Word of the Year
Over the last few years, I have chosen a word to focus on for the year. I’m not entirely sure who started this “trend”, but it’s been popular in the journal and planning community for quite a while. It’s a fun way to frame what you want to focus on in the next year, without setting all kinds of resolutions that we all know we aren’t going to follow through with (ok….most people aren’t going to follow through with them).
Some of the words I have chosen over the years include exhale, calm, create, and believe. They have been words to help keep me centered and focused.
I really struggled with coming up with my word for 2024. Not because I didn’t want to, but because the second half of 2023 was extremely tough, mentally and emotionally. The death of a dear friend, watching my friends lose their own loved ones, watching my dad start cancer treatment and unexpectedly having to say goodbye to my 10-year-old dog was a lot. I really struggled with my mental health during all of this, constantly asking my therapist “Why? Why is it all so much and why is it happening at once? It’s just way too much for one person to have to take on.”

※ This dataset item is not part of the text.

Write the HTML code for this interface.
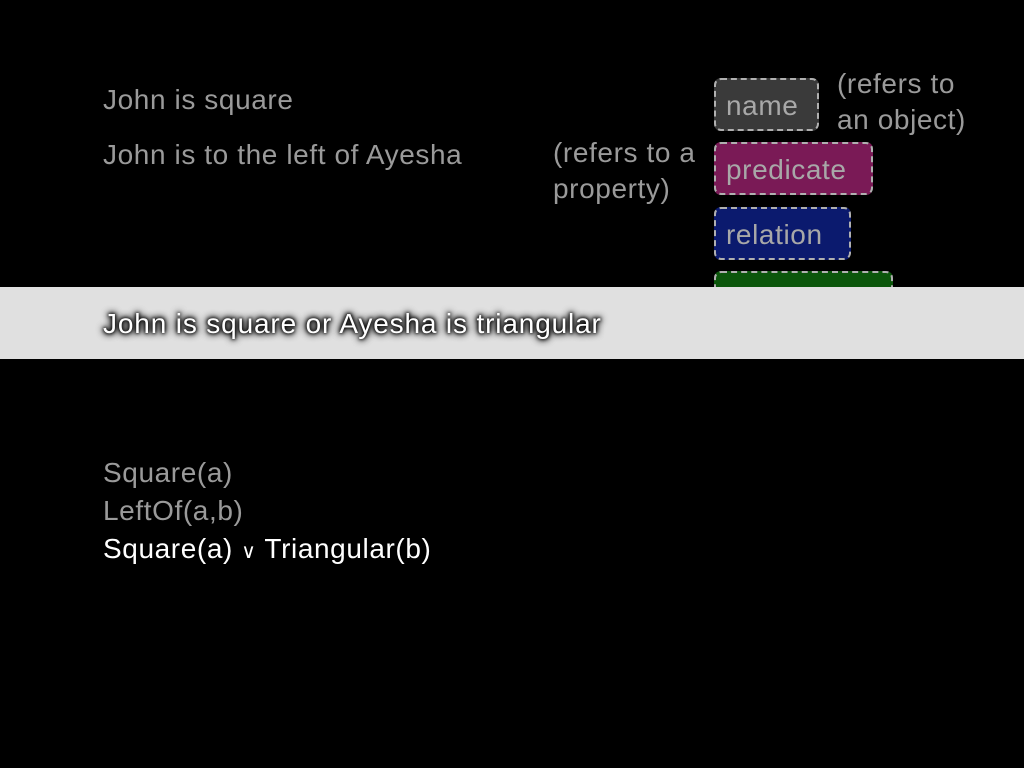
<!DOCTYPE html>
<html><head><style>
body{margin:0;width:1024px;height:768px;background:#000;position:relative;overflow:hidden;font-family:"Liberation Sans",sans-serif;}
.t{position:absolute;font-size:28px;letter-spacing:0.6px;color:#9a9a9a;white-space:nowrap;line-height:1}
.b{position:absolute;border:2px dashed #b0b0b0;border-radius:7px;box-sizing:border-box;color:#a8a8a8;font-size:28px;letter-spacing:0.6px;padding-left:10px;line-height:52px}
.band{position:absolute;left:0;top:287px;width:1024px;height:72px;background:#e0e0e0}
</style></head><body>
<div class="t" style="left:103px;top:86px">John is square</div>
<div class="t" style="left:103px;top:141px">John is to the left of Ayesha</div>
<div class="t" style="left:553px;top:135px;line-height:36px">(refers to a<br>property)</div>
<div class="t" style="left:837px;top:66px;line-height:36px">(refers to<br>an object)</div>
<div class="b" style="left:714px;top:78px;width:105px;height:53px;background:#3a3a3a">name</div>
<div class="b" style="left:714px;top:142px;width:159px;height:53px;background:#7a1a56">predicate</div>
<div class="b" style="left:714px;top:207px;width:137px;height:53px;background:#0b1a6e">relation</div>
<div class="b" style="left:714px;top:271px;width:179px;height:53px;background:#0b560b"></div>
<div class="band"></div>
<div class="t" style="left:103px;top:310px;letter-spacing:0.85px;color:#fff;text-shadow:0 0 3px #000,0 0 5px #000,0 0 8px #000,0 0 8px #000">John is square or Ayesha is triangular</div>
<div class="t" style="left:103px;top:459px">Square(a)</div>
<div class="t" style="left:103px;top:497px">LeftOf(a,b)</div>
<div class="t" style="left:103px;top:535px;color:#fff">Square(a) <span style="font-size:20px">∨</span> Triangular(b)</div>
</body></html>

I remember during one session, when I was really going through it she reminded me that it was o.k. to feel my feels, worry about those I loved and to let myself mourn for those who were lost. But I also needed to take time for myself. I needed to stop, take a deep breath, and let things flow through and not hold onto them so tightly. She reminded me to lean on my meditation practice and allow myself to relax and sink into my breath.
It was a good reminder that sometimes we just need to take a minute before moving forward. This led me to my word of the year…..
Choosing the word “Pause” will be a good reminder to do just that. It will remind me to take a breath, a beat, or a minute, and not worry so much about rushing through to the other side of whatever is going on. It is also a reminder to slow down and recognize all the good and beauty the world has to offer.